Adriano réfléchissait, la tête dans les nuages. Maman trouvait qu’il avait compris, mais lui-même ne savait pas si l’idée qu’il se faisait du coronavirus était vraiment exacte. La même nuit, lorsqu’il jouait au catch avec papa dans la véranda, ce dernier le souleva brusquement en lui disant de regarder vers le ciel noir :

« – Tu vois ce qui s’envole là-bas ? C’est une étoile filante ! Et quand elle passe, tu peux formuler un vœu pour être exaucé. Dépêche-toi, quel est ton vœu ? »

Adriano parla fort en regardant vers là-haut :

« – Mon vœu, c’est que le coronavirus reste avec nous longtemps ! Vive le coronavirus ! »

Notymto regarda son fils sans vraiment rien comprendre :

« – Pourquoi tu fais un tel vœu de souhaiter que le coronavirus reste avec nous ?

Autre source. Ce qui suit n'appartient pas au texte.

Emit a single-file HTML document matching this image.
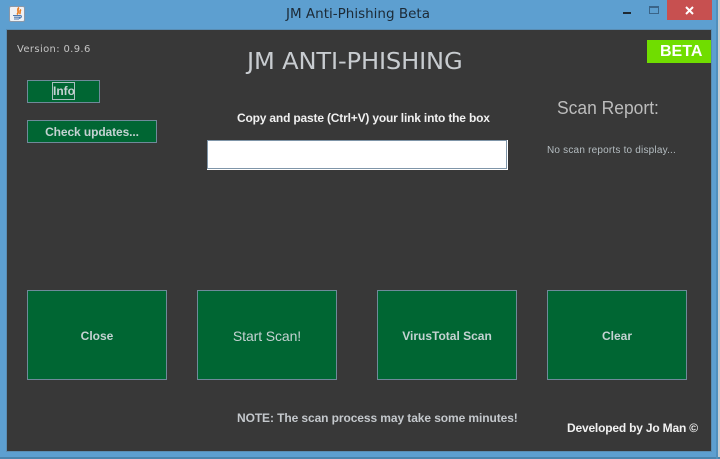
<!DOCTYPE html>
<html>
<head>
<meta charset="utf-8">
<style>
html,body{margin:0;padding:0;background:#5d9fd0;}
body{width:720px;height:459px;position:relative;overflow:hidden;font-family:"Liberation Sans",sans-serif;}
div{position:absolute;box-sizing:border-box;}
.t{white-space:nowrap;line-height:1;}
.b{background:#006633;border:1px solid #6f8a9a;color:#c4d2d2;font-weight:bold;font-size:12px;display:flex;align-items:center;justify-content:center;white-space:nowrap;padding-top:1px;}
</style>
</head>
<body>
<div style="left:718px;top:0;width:2px;height:459px;background:#c9ced2"></div>
<div style="left:0;top:457px;width:720px;height:2px;background:#4a84ad"></div>
<div style="left:716px;top:0;width:2px;height:459px;background:#4f8fbd"></div>
<div style="left:6px;top:29px;width:706px;height:423px;background:#5a8db3"></div>
<div style="left:7px;top:30px;width:704px;height:421px;background:#383838"></div>

<svg style="position:absolute;left:9px;top:6px" width="16" height="16" viewBox="0 0 16 16">
<rect x=".5" y=".5" width="15" height="15" rx="1.5" fill="#eef1f5" stroke="#8b98a8"/>
<path d="M10 1.5C7 4 11 5.5 8 8.5M12 3.5C10 5 12 6.5 10.5 8" fill="none" stroke="#e8791c" stroke-width="1.6"/>
<path d="M4 9.5h7M5 11.2h6M5 13h5M11 9.5c2 0 2 2-1 3" fill="none" stroke="#4a78b0" stroke-width="1.1"/>
</svg>
<div class="t" style="left:0;top:8px;width:716px;text-align:center;color:#1c2a36;font-family:'DejaVu Sans',sans-serif;font-size:13.5px">JM Anti-Phishing Beta</div>

<div style="left:623px;top:12px;width:8px;height:2px;background:#1f2a33"></div>
<div style="left:649px;top:6px;width:10px;height:8px;border:1px solid #3a6488;border-top-width:2px"></div>
<div style="left:667px;top:0;width:45px;height:20px;background:#c75050"></div>
<svg style="position:absolute;left:684px;top:6px" width="11" height="9" viewBox="0 0 11 9"><path d="M2 1l7 7M9 1l-7 7" stroke="#fff" stroke-width="2"/></svg>

<div class="t" style="left:17px;top:45px;color:#c4c4c4;letter-spacing:.35px;font-family:'DejaVu Sans',sans-serif;font-size:10px">Version: 0.9.6</div>

<div class="t" style="left:247px;top:51px;font-size:23px;color:#c8ccd0;font-family:'DejaVu Sans',sans-serif;letter-spacing:-.15px;transform-origin:left top;transform:scaleX(1.05)">JM ANTI-PHISHING</div>

<div style="left:647px;top:40px;width:64px;height:23px;background:#70dd00"></div>
<div class="t" style="left:660px;top:44px;font-size:16px;font-weight:bold;color:#fff">BETA</div>

<div class="b" style="left:27px;top:80px;width:73px;height:23px"></div>
<div class="t" style="left:52px;top:82px;width:23px;height:18px;border:1px solid #a9c0c0;color:#c4d2d2;font-size:12px;font-weight:bold;text-align:center;line-height:17px">Info</div>
<div class="b" style="left:27px;top:120px;width:130px;height:23px;letter-spacing:-.1px">Check updates...</div>

<div class="t" style="left:237px;top:112px;font-size:12px;font-weight:bold;color:#f0f0f0;letter-spacing:-.18px">Copy and paste (Ctrl+V) your link into the box</div>

<div style="left:207px;top:140px;width:301px;height:30px;background:#fff"></div>
<div style="left:207px;top:140px;width:300px;height:1px;background:#7f95a8"></div>
<div style="left:207px;top:140px;width:1px;height:29px;background:#7f95a8"></div>
<div style="left:506px;top:141px;width:1px;height:28px;background:#7f95a8"></div>
<div style="left:208px;top:168px;width:299px;height:1px;background:#7f95a8"></div>

<div class="t" style="left:557px;top:99px;font-size:18px;color:#bcbcbc;transform-origin:left top;transform:scaleX(.97)">Scan Report:</div>
<div class="t" style="left:547px;top:146px;font-size:10px;color:#b4bcc0;letter-spacing:.2px">No scan reports to display...</div>

<div class="b" style="left:27px;top:290px;width:140px;height:90px">Close</div>
<div class="b" style="left:197px;top:290px;width:140px;height:90px;font-weight:normal;font-size:14px;letter-spacing:-.1px">Start Scan!</div>
<div class="b" style="left:377px;top:290px;width:140px;height:90px">VirusTotal Scan</div>
<div class="b" style="left:547px;top:290px;width:140px;height:90px">Clear</div>

<div class="t" style="left:237px;top:412px;font-size:12px;font-weight:bold;color:#c4c8cc;letter-spacing:-.09px">NOTE: The scan process may take some minutes!</div>
<div class="t" style="left:567px;top:422px;font-size:12px;font-weight:bold;color:#f0f0f0;letter-spacing:-.19px">Developed by Jo Man ©</div>
</body>
</html>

– Parce que c’est la seule chose qui a réussi à amener mon papa dans cette maison en le gardant longtemps parmi nous, en confinement, en réclusion. Là où maman a échoué malgré ses interpellations, le coronavirus a réussi. Je suis si heureux quand mon papa est là alors je ne peux que dire ‘vive le coronavirus !' »

Un frisson traversa tout le corps de Notymto. Accroupi, le menton sur l’épaule d’Adriano, il serra fort son fils dans ses bras, les yeux embués de larmes. Devant lui se tenait Loren. Elle avait tout entendu et était aussi en pleurs.